While people think of a shock as one thing, shocks are actually several components or parts working together. Most ATV shocks use a reservoir with oil to resist compression of the suspension. The oil reservoir can either be inside the shock in what's called a monotube design or it can be a separate reservoir. The spring of the system coils cover the shocks and aids in compression while also helping to push the suspension back to the original position. There are also shock absorbers or dampeners placed next to the spring which play a role. These elements of oil and spring work together to compress impacts from shocks and vibrations to safeguard the vehicle from damages while providing a smoother ride. This is done by the way the shock compresses and expands again with the help of the oil and spring.
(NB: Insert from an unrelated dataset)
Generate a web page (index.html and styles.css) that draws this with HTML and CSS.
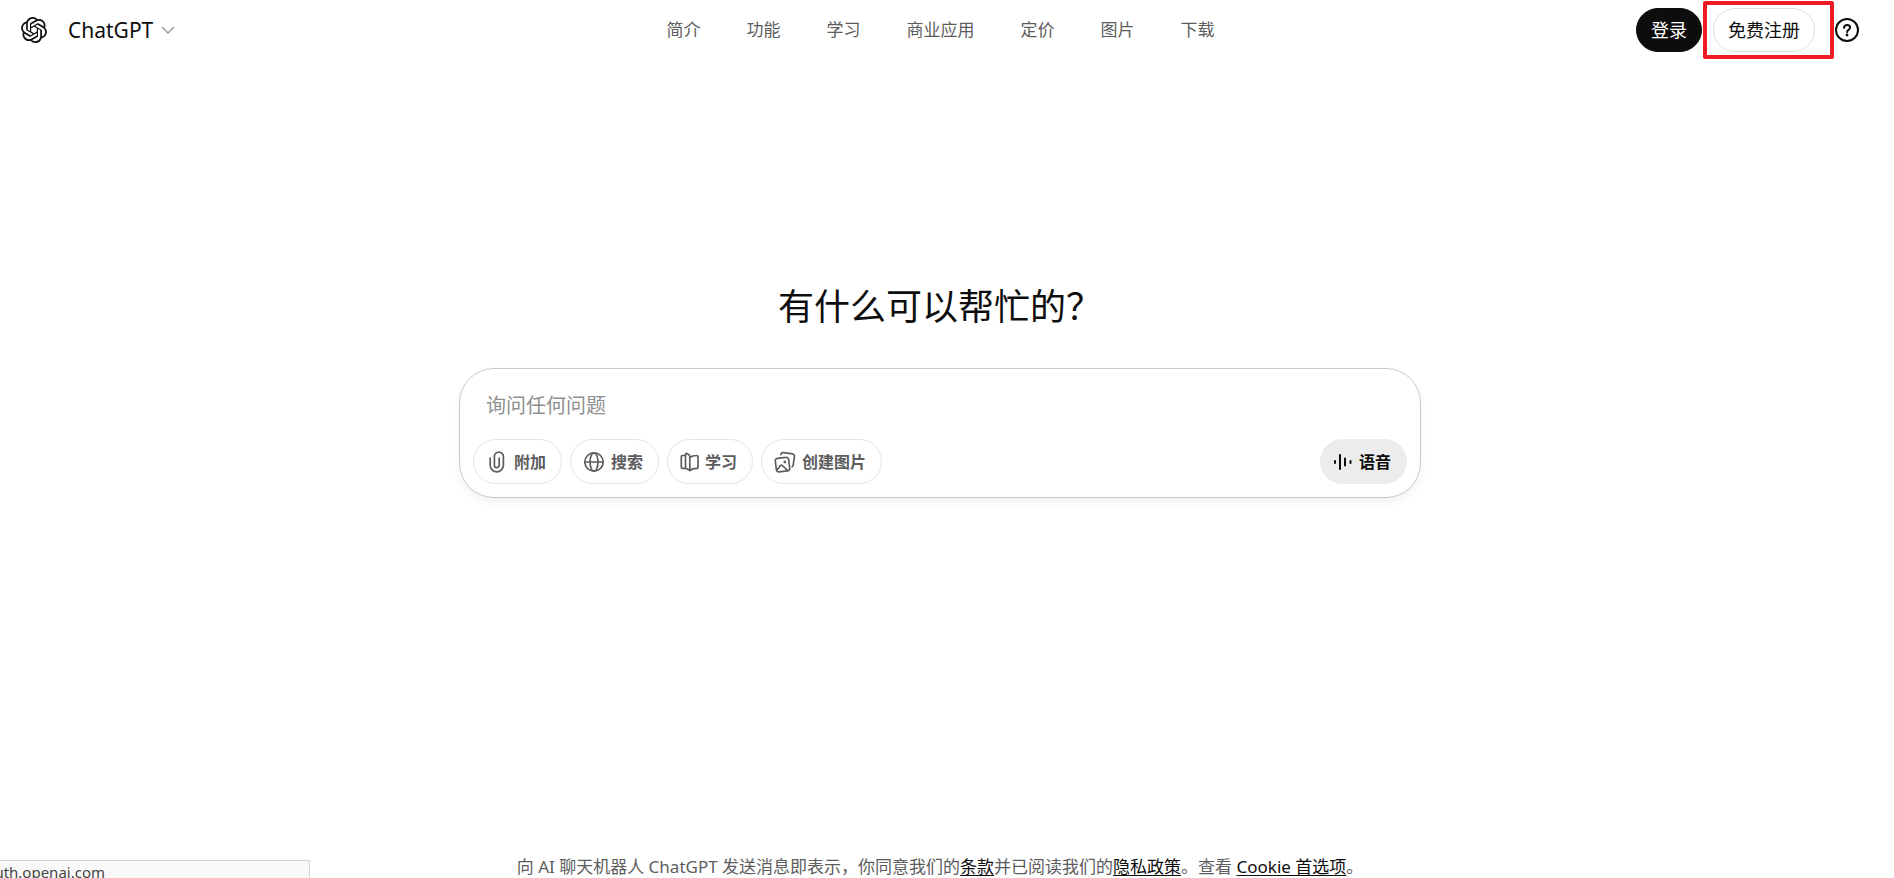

Many people think of shocks as absorbing the energy of hitting a bump, but they really compress the energy in the spring and release it as the vehicle comes back up over a bump. The shocks work very quickly when hitting a bump to take the energy and release it without you noticing anything other than the fact you went over a bump. The dampeners or absorbers help add resistance to the movement of the springs which helps with the distribution of the energy by turning some of it into heat and releasing it. All of these parts work together to make shocks work for your ATV or any vehicle using shocks.

Many shocks can be adjusted to get a better ride in most models. This is called adjusting the preload setting which changes how compressed the springs and shocks get when hitting bumps. Many modern machines offer the ability to adjust this aspect, so you can fine tune how your shocks work based on your comfort preferences.